Below, I wanted to share a few that I saw over the weekend, and provide my take on how these can be used to better identify who you are.. and how it can be used against you.


Getting an idea of where you have traveled, allows identity thieves to track your favorite locations and even possibly when you might go there again. Also asking questions about where you have been, empowers those thieves to follow up with more specific questions. They want the interaction to continue, helping them to further narrow in on your identity. How can the answers to the following image be used:

Where is the furthest from home you have traveled to?
  • Finding out a location you have traveled to allows thieves to expand a search of you in that location, such as credit card transactions, pictures, auto rentals, etc
  • The thief could redirect your response to a link they own to obtain more information about you
  • Thieves work in teams spread out in various cities, and if they know where you are, it is easy for them to target unsuspecting individuals while you might be vacationing
  • As you share your answer, as harmless as it may seem, the personal information you divulge could be used in crimes connected to trafficking or terrorist operations (more common than you would think)

Evaluation of Self

This is an interesting one because it is asking for a self-evaluation, which is usually going to indicate something pretty personal about you. Not everyone is going to share their deepest regrets or thoughts, but there will be some that will reveal enough that the thieves could use to exploit you. This is how they might do it:

  • If you share something you regret, the thieves can exploit a fear or an emotion which is an extreme driven for continued interaction
  • Words mean something to us, and the ones we use allow thieves to build a profile better helping them to identify and steal your identity 
  • If you share that you wanted to pursue something that you had not yet done, then the thieves can use that to lure you deeper into interacting with a link to other content they own 
  • Also, the words we use can end up being a part of the passwords we chose – one step closer to stealing your identity 
You meet your 18 year old self. You're allowed to say 3 words. What would you say?

Ahh to be Young

Everyone likes to think about their younger years (I certainly do)… When we reminisce and answer questions about the past, it helps thieves locate past information about you. If you’re like me, I do not remember minute details about things I may have signed up for or communicated in my teen years. That makes us vulnerable to thieves as they continue to build a profile on us. How this can hurt you:

Where did you work when you were a teenager?
  • If you share where you worked as a teenager, this would expose you worked as a teen and would have completed a tax return, this gives thieves another place to look for vulnerabilities
  • If you were added to your parent’s tax return, that could potentially expose them to an identity threat  
  • Stealing an identity is based on piecing together a series of data points to both find something unprotected and identifiable. If the thief only has a name and date of birth in one search, but in another search found a driver’s license number and a date of birth tied to where you worked as a teenager, then they now have all the information to begin taking over your identity
  • If you shared not only the name of the place you worked but also the location, thieves could identify potential cities you lived in and look for personal data that includes the city (auto loan, car insurance, rental records, etc)
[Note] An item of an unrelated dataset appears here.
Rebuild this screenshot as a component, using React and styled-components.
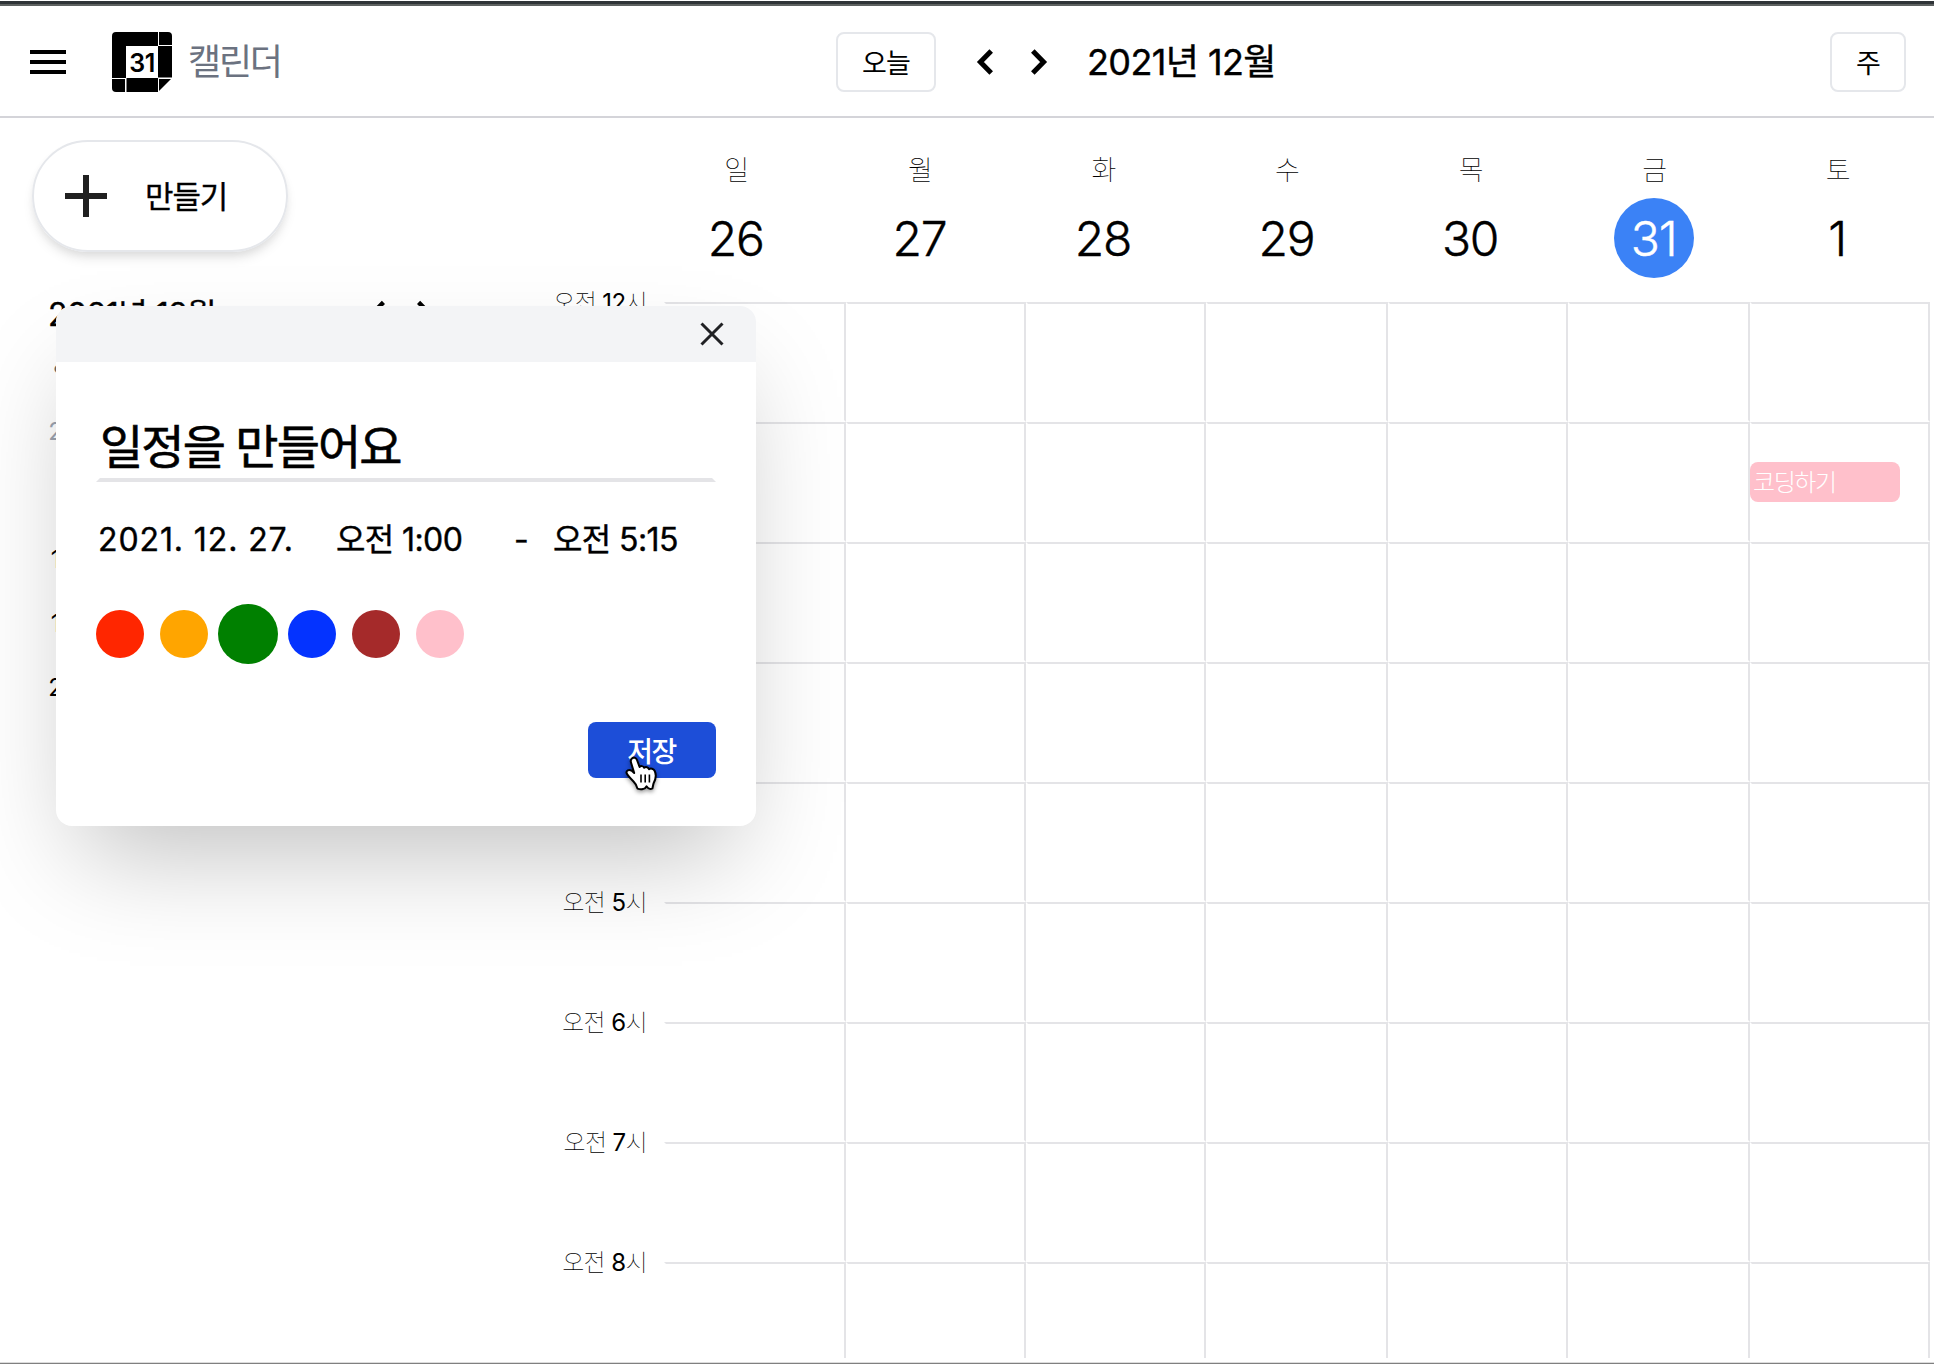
import React from 'react';
import styled, { createGlobalStyle } from 'styled-components';

const GlobalStyle = createGlobalStyle`
  *, *::before, *::after { box-sizing: border-box; }
  body {
    margin: 0;
    background: #fff;
    color: #000;
    font-family: Inter, "Noto Sans CJK KR", sans-serif;
    overflow: hidden;
  }
  button { font-family: inherit; color: inherit; background: none; border: 0; padding: 0; cursor: pointer; }
`;

const LINE = '#e4e4e7';

const Page = styled.div`
  position: relative;
  display: flex;
  flex-direction: column;
  width: 1934px;
  height: 1364px;
  padding-top: 1px;
  overflow: hidden;
`;

const WindowEdge = styled.div`
  flex: none;
  height: 5px;
  background: #2f3437;
  border-bottom: 2px solid #5d6160;
`;

const BottomEdge = styled.div`
  flex: none;
  height: 2px;
  background: #808080;
  border-top: 1px solid #dcdcdc;
`;

const Header = styled.header`
  flex: none;
  display: flex;
  align-items: center;
  height: 112px;
  padding: 2px 28px 0 24px;
  border-bottom: 2px solid #d4d4d9;
`;

const BrandGroup = styled.div`
  flex: none;
  display: flex;
  align-items: center;
  width: 812px;
`;

const PeriodGroup = styled.div`
  flex: 1;
  display: flex;
  align-items: center;
`;

const PeriodArrows = styled.div`
  display: flex;
  gap: 38px;
  margin-left: 41px;
`;

const MenuButton = styled.button`
  display: flex;
  margin-right: 40px;
`;

const Logo = styled.svg`
  display: block;
  width: 60px;
  height: 60px;
  margin-right: 16px;
`;

const Brand = styled.span`
  font-size: 36px;
  line-height: 60px;
  letter-spacing: -2.2px;
  color: #6b7280;
`;

const OutlineButton = styled.button`
  width: ${(p) => p.$width};
  height: 60px;
  border: 2px solid #e5e7eb;
  border-radius: 8px;
  padding-bottom: 2px;
  font-size: 27px;
  letter-spacing: -0.8px;
`;

const IconButton = styled.button`
  display: flex;
  align-items: center;
  justify-content: center;
  width: ${(p) => p.$width};
`;

const MonthTitle = styled.h1`
  margin: 0 0 0 40px;
  font-size: 36px;
  font-weight: 400;
  line-height: 60px;
  letter-spacing: -0.6px;
  white-space: nowrap;
  -webkit-text-stroke: 0.4px #000;
`;

const Body = styled.div`
  flex: 1;
  min-height: 0;
  display: flex;
`;

const Sidebar = styled.aside`
  width: 480px;
  padding: 22px 32px 0;
`;

const CreateButton = styled.button`
  display: flex;
  align-items: center;
  width: 256px;
  height: 112px;
  padding-left: 30px;
  border: 2px solid #e5e7eb;
  border-radius: 56px;
  font-size: 31px;
  letter-spacing: -1.1px;
  -webkit-text-stroke: 0.3px #000;
  box-shadow: 0 8px 12px -2px rgba(0, 0, 0, 0.1), 0 4px 8px -2px rgba(0, 0, 0, 0.06);

  svg { margin-right: 37px; }
  span { padding-bottom: 3px; }
`;

const MiniHeader = styled.div`
  display: flex;
  align-items: center;
  justify-content: space-between;
  height: 48px;
  margin-top: 36px;
  padding: 0 0 0 16px;
`;

const MiniTitle = styled.span`
  font-size: 32px;
  letter-spacing: -0.5px;
  -webkit-text-stroke: 0.4px #000;
`;

const MiniArrows = styled.div`
  display: flex;
  gap: 32px;
  padding-right: 17px;
`;

const MiniGrid = styled.div`
  display: grid;
  grid-template-columns: repeat(7, 56px);
  grid-template-rows: 48px;
  grid-auto-rows: 64px;
  margin-top: 16px;
  padding-left: 3px;
  font-size: 24px;
  text-align: center;
`;

const MiniDay = styled.span`
  color: ${(p) => (p.$muted ? '#9ca3af' : '#000')};
  line-height: 64px;
`;

const MiniDayName = styled.span`
  color: #666;
  font-size: 22px;
  line-height: 44px;
`;

const Week = styled.main`
  flex: 1;
  display: flex;
  flex-direction: column;
  padding-right: 4px;
`;

const DayRow = styled.div`
  flex: none;
  display: grid;
  grid-template-columns: repeat(7, 1fr);
  height: 184px;
  margin-left: 165px;
  padding-top: 32px;
`;

const Day = styled.div`
  display: flex;
  flex-direction: column;
  align-items: center;
`;

const DayName = styled.span`
  height: 40px;
  font-size: 27px;
  font-weight: 100;
  line-height: 41px;
`;

const DayNumber = styled.span`
  display: flex;
  align-items: center;
  justify-content: center;
  width: 80px;
  height: 80px;
  margin: 8px 1px 0 0;
  padding-right: 1px;
  border-radius: 50%;
  font-size: 48px;
  font-weight: 300;
  letter-spacing: -1.2px;
  background: ${(p) => (p.$today ? '#3b82f6' : 'transparent')};
  color: ${(p) => (p.$today ? '#fff' : '#000')};
  -webkit-text-stroke: 0.4px currentColor;
`;

const Timetable = styled.div`
  height: 1056px;
  display: flex;
  margin-bottom: 4px;
`;

const Hours = styled.div`
  width: 184px;
  padding-right: 17px;
  margin-top: -59px;
`;

const Hour = styled.div`
  height: 120px;
  font-size: 24px;
  font-weight: 100;
  line-height: 120px;
  text-align: right;
  white-space: nowrap;
  letter-spacing: -0.6px;

  b { font-weight: 400; }
`;

const Slots = styled.div`
  display: grid;
  grid-template-columns: 182px 180px 180px 182px 180px 182px 180px;
  grid-auto-rows: 120px;
  height: 1056px;
  overflow: hidden;
`;

const Slot = styled.div`
  border: 2px solid transparent;
  border-top-color: ${LINE};
  border-right-color: ${LINE};
`;

const EventChip = styled.div`
  width: 150px;
  height: 40px;
  margin: 38px 0 0 -2px;
  padding-left: 3px;
  border-radius: 8px;
  background: pink;
  color: #fff;
  font-size: 24px;
  font-weight: 300;
  line-height: 42px;
  letter-spacing: -1.4px;
`;

const Modal = styled.section`
  position: absolute;
  left: 56px;
  top: 306px;
  width: 700px;
  height: 520px;
  border-radius: 16px;
  background: #fff;
  box-shadow: 0 50px 100px -24px rgba(0, 0, 0, 0.25);
`;

const ModalBar = styled.div`
  display: flex;
  justify-content: flex-end;
  align-items: center;
  height: 56px;
  padding-right: 32px;
  border-radius: 16px 16px 0 0;
  background: #f3f4f6;
`;

const ModalBody = styled.div`
  display: flex;
  flex-direction: column;
  padding: 48px 40px 0;
`;

const EventTitle = styled.div`
  height: 72px;
  border: 4px solid transparent;
  border-bottom-color: ${LINE};
  font-size: 47px;
  line-height: 66px;
  letter-spacing: -1.9px;
  -webkit-text-stroke: 0.6px #000;
`;

const TimeRow = styled.div`
  display: flex;
  align-items: center;
  height: 48px;
  margin-top: 34px;
  font-size: 32px;
  line-height: 48px;
  white-space: nowrap;
  -webkit-text-stroke: 0.4px #000;
`;

const TimeField = styled.span`
  width: ${(p) => p.$width};
  padding-left: 2px;
  letter-spacing: ${(p) => p.$spacing};
`;

const Swatches = styled.div`
  display: flex;
  align-items: center;
  gap: 16px;
  height: 60px;
  margin-top: 40px;
`;

const Swatch = styled.button`
  width: 48px;
  height: 48px;
  border-radius: 50%;
  background: ${(p) => p.$color};
  transform: ${(p) => (p.$selected ? 'scale(1.25)' : 'none')};
`;

const SaveButton = styled.button`
  align-self: flex-end;
  width: 128px;
  height: 56px;
  margin-top: 58px;
  padding: 0 1px 1px 0;
  border-radius: 8px;
  background: #1d4ed8;
  color: #fff;
  font-size: 28px;
  font-weight: 500;
  letter-spacing: -1.4px;
`;

const Pointer = styled.svg`
  position: absolute;
  left: 624px;
  top: 755px;
  filter: drop-shadow(0 2px 2px rgba(0, 0, 0, 0.4));
`;

function Chevron({ right, size = 32, stroke = 5 }) {
  return (
    <svg width={size / 2} height={size} viewBox="0 0 16 32" overflow="visible">
      <path
        d={right ? 'M1.8 5 12.6 16 1.8 27' : 'M14.2 5 3.4 16 14.2 27'}
        fill="none"
        stroke="#000"
        strokeWidth={stroke}
      />
    </svg>
  );
}

const DAYS = [
  ['일', 26],
  ['월', 27],
  ['화', 28],
  ['수', 29],
  ['목', 30],
  ['금', 31],
  ['토', 1],
];
const HOURS = [12, 1, 2, 3, 4, 5, 6, 7, 8];
const MINI_DAYS = Array.from({ length: 35 }, (_, i) => {
  if (i < 3) return { id: i, label: 28 + i, muted: true };
  if (i > 33) return { id: i, label: 1, muted: true };
  return { id: i, label: i - 2, muted: false };
});
const COLORS = ['#ff2600', '#ffa500', '#008000', '#0433ff', '#a52a2a', '#ffc0cb'];

export default function App() {
  return (
    <Page>
      <GlobalStyle />
      <WindowEdge />
      <Header>
        <BrandGroup>
          <MenuButton>
            <svg width="48" height="48" viewBox="0 0 24 24">
              <path d="M3 18h18v-2H3v2zm0-5h18v-2H3v2zm0-7v2h18V6H3z" />
            </svg>
          </MenuButton>
          <Logo viewBox="0 0 60 60">
            <path d="M4 0H46V14H14V46H0V4Q0 0 4 0Z" />
            <path d="M47 0H56Q60 0 60 4V13H47Z" />
            <path d="M46 14H60V45.500H46Z" />
            <path d="M0 47H13V60H4Q0 60 0 56Z" />
            <path d="M14.500 46H46V60H14.500Z" />
            <path d="M47 47H59L47 59Z" />
            <text x="30" y="39.500" fontSize="25" fontWeight="600" textAnchor="middle" letterSpacing="-0.5">
              31
            </text>
          </Logo>
          <Brand>캘린더</Brand>
        </BrandGroup>
        <PeriodGroup>
          <OutlineButton $width="100px">오늘</OutlineButton>
          <PeriodArrows>
            <IconButton $width="16px"><Chevron /></IconButton>
            <IconButton $width="16px"><Chevron right /></IconButton>
          </PeriodArrows>
          <MonthTitle>2021년 12월</MonthTitle>
        </PeriodGroup>
        <OutlineButton $width="76px">주</OutlineButton>
      </Header>

      <Body>
        <Sidebar>
          <CreateButton>
            <svg width="44" height="44" viewBox="0 0 44 44">
              <path d="M22 1V43M1 22H43" stroke="#202020" strokeWidth="6" />
            </svg>
            <span>만들기</span>
          </CreateButton>
          <MiniHeader>
            <MiniTitle>2021년 12월</MiniTitle>
            <MiniArrows>
              <Chevron size={28} />
              <Chevron right size={28} />
            </MiniArrows>
          </MiniHeader>
          <MiniGrid>
            {DAYS.map(([name]) => (
              <MiniDayName key={name}>{name}</MiniDayName>
            ))}
            {MINI_DAYS.map((day) => (
              <MiniDay key={day.id} $muted={day.muted}>{day.label}</MiniDay>
            ))}
          </MiniGrid>
        </Sidebar>

        <Week>
          <DayRow>
            {DAYS.map(([name, number]) => (
              <Day key={name}>
                <DayName>{name}</DayName>
                <DayNumber $today={number === 31}>{number}</DayNumber>
              </Day>
            ))}
          </DayRow>
          <Timetable>
            <Hours>
              {HOURS.map((h) => (
                <Hour key={h}>오전 <b>{h}</b>시</Hour>
              ))}
            </Hours>
            <Slots>
              {HOURS.flatMap((h, r) =>
                DAYS.map(([name], c) => (
                  <Slot key={`${h}${name}`}>
                    {r === 1 && c === 6 && <EventChip>코딩하기</EventChip>}
                  </Slot>
                ))
              )}
            </Slots>
          </Timetable>
        </Week>
      </Body>
      <BottomEdge />

      <Modal>
        <ModalBar>
          <IconButton $width="24px">
            <svg width="24" height="24" viewBox="0 0 24 24">
              <path d="M1.500 1.500 22.500 22.500M22.500 1.500 1.500 22.500" stroke="#202124" strokeWidth="3" />
            </svg>
          </IconButton>
        </ModalBar>
        <ModalBody>
          <EventTitle>일정을 만들어요</EventTitle>
          <TimeRow>
            <TimeField $width="238px" $spacing="0.9px">2021. 12. 27.</TimeField>
            <TimeField $width="178px" $spacing="-0.6px">오전 1:00</TimeField>
            <TimeField $width="39px">-</TimeField>
            <TimeField $width="150px" $spacing="-0.6px">오전 5:15</TimeField>
          </TimeRow>
          <Swatches>
            {COLORS.map((color) => (
              <Swatch key={color} $color={color} $selected={color === '#008000'} />
            ))}
          </Swatches>
          <SaveButton>저장</SaveButton>
        </ModalBody>
      </Modal>

      <Pointer width="36" height="38" viewBox="0 0 36 38">
        <path
          d="M8.200 3.200C10 1.900 12.300 3 13 5L15.600 12C16.500 10.600 19.300 10.800 20.200 12.800C21.700 11.500 24.300 12 25 14.200C26.700 13 29.600 13.700 30.600 15.800C32.700 20 32 24 29.500 28.500L28.400 33.500C26.500 34.600 24.500 34.300 22.500 31.300C21.300 34.300 17 34.600 13.500 33.600C13 31 12 29 9.500 26.500C6.500 23.500 3.500 20.500 2.600 18.200C1.800 15.500 5 14 7.500 15.600L10.200 18L7 7.500C6.500 5.800 6.700 4.300 8.200 3.200Z"
          fill="#fff"
          stroke="#000"
          strokeWidth="2"
          strokeLinejoin="round"
        />
        <path d="M17 19.500V27.500M21.200 19.500V27.500M25.400 19.500V27.500" stroke="#000" strokeWidth="1.600" />
      </Pointer>
    </Page>
  );
}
What’s your Least Favorite?

Thieves do not care what your least favorite place is, they want to know where you like to shop. That way they can look for what you’re searching for so they can send phishing emails about purchases, upgrades, and/or extended warranties. Target is a good example. If Target is one of the retailers you would keep among others, the hacker may consider the Target breach from a while back and look for your name among the compromised accounts. How does this get exploited:


  • The thief can assume you have shopped at Target, and use social media to offer a Target gift card or reward if you click on a specific malicious link/website
One has to go - Target, Amazon, Chikfila, Starbucks


So, a simple, fun and interactive “game” has now turned into a thief’s campaign? Maybe not. I am in no way suggesting that any of these, or the other questions my friends are responding to, are anything more than a fun break from your hectic day. I do find some of the answers to be interesting and sometimes hilarious. But if you think beyond its facade, you might see another, nefarious intention. 

So, I ask you again… Want to play a Game?